There’s no doubt that the CBR is a flier when let loose fully, but the superbly linear delivery of power does occasionally mask its potency - until you look at the speedo and shock yourself. It’s quite simply a case of more revs and more power, with the midrange grunt being the most exceptional part of the output.
The four-cylinder mill revs out all the way to a heady 15,000rpm, with a shift light blazing on the dash to nag you to click up another cog of the surprisingly (for a Honda at least) slick and quick box. Then the rev-limiter gives you a final nudge just a fraction of a moment later.
The engine is just another of the many things on the new CBR that you can heap praise on. It’s an absolutely cracking bike to both look at and ride – whatever the speed. And to be quite honest, just how long Honda will stick to their plans to keep the old F model in the showrooms is open to question. The old F might still have a few more marginally sensible virtues, but overall the RR has relegated it significantly.
The F doesn’t handle anywhere near as well as RR, its motor feels as though it’s on choke such is its comparatively flat performance. And what grunt and oomph the F’s engine has, is produced in a much narrower rpm range. I wouldn’t exactly call it peaky, but its spread isn’t a patch on the RR’s. Styling-wise it looks like a bike your dad would buy, and its dated appearance gives the impression it’s least five years older than the much sexier new model.
Honda won’t commit to a price for the RR until the New Year, but you’d expect Honda to set a price point that competes head on with the new R6 and ZX-6R. The F version is likely to priced at just £500 less than the RR, I’d expect only die-hard CBR fans would think that’s enough of a discount to make them swing for what is now a sports-tourer.
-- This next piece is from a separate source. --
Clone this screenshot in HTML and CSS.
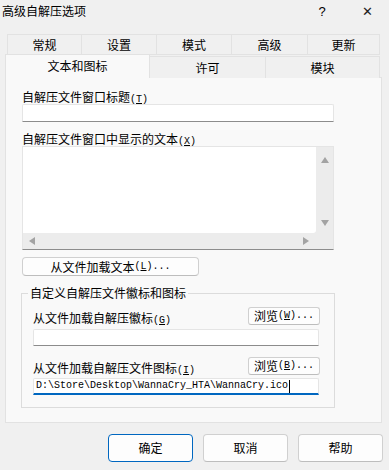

The only slightly more focussed RR is without question the very best CBR600 yet made, and I’d actually argue it’s one of the finest Hondas ever. Very few bikes can match its versatility, refinement, civility and high sporting credentials.
Only a back-to-back test with the other new 600s will reveal whether the RR is the best of the bunch, but boy they’ll have to be good to stand a chance of topping it. It’s that brilliant.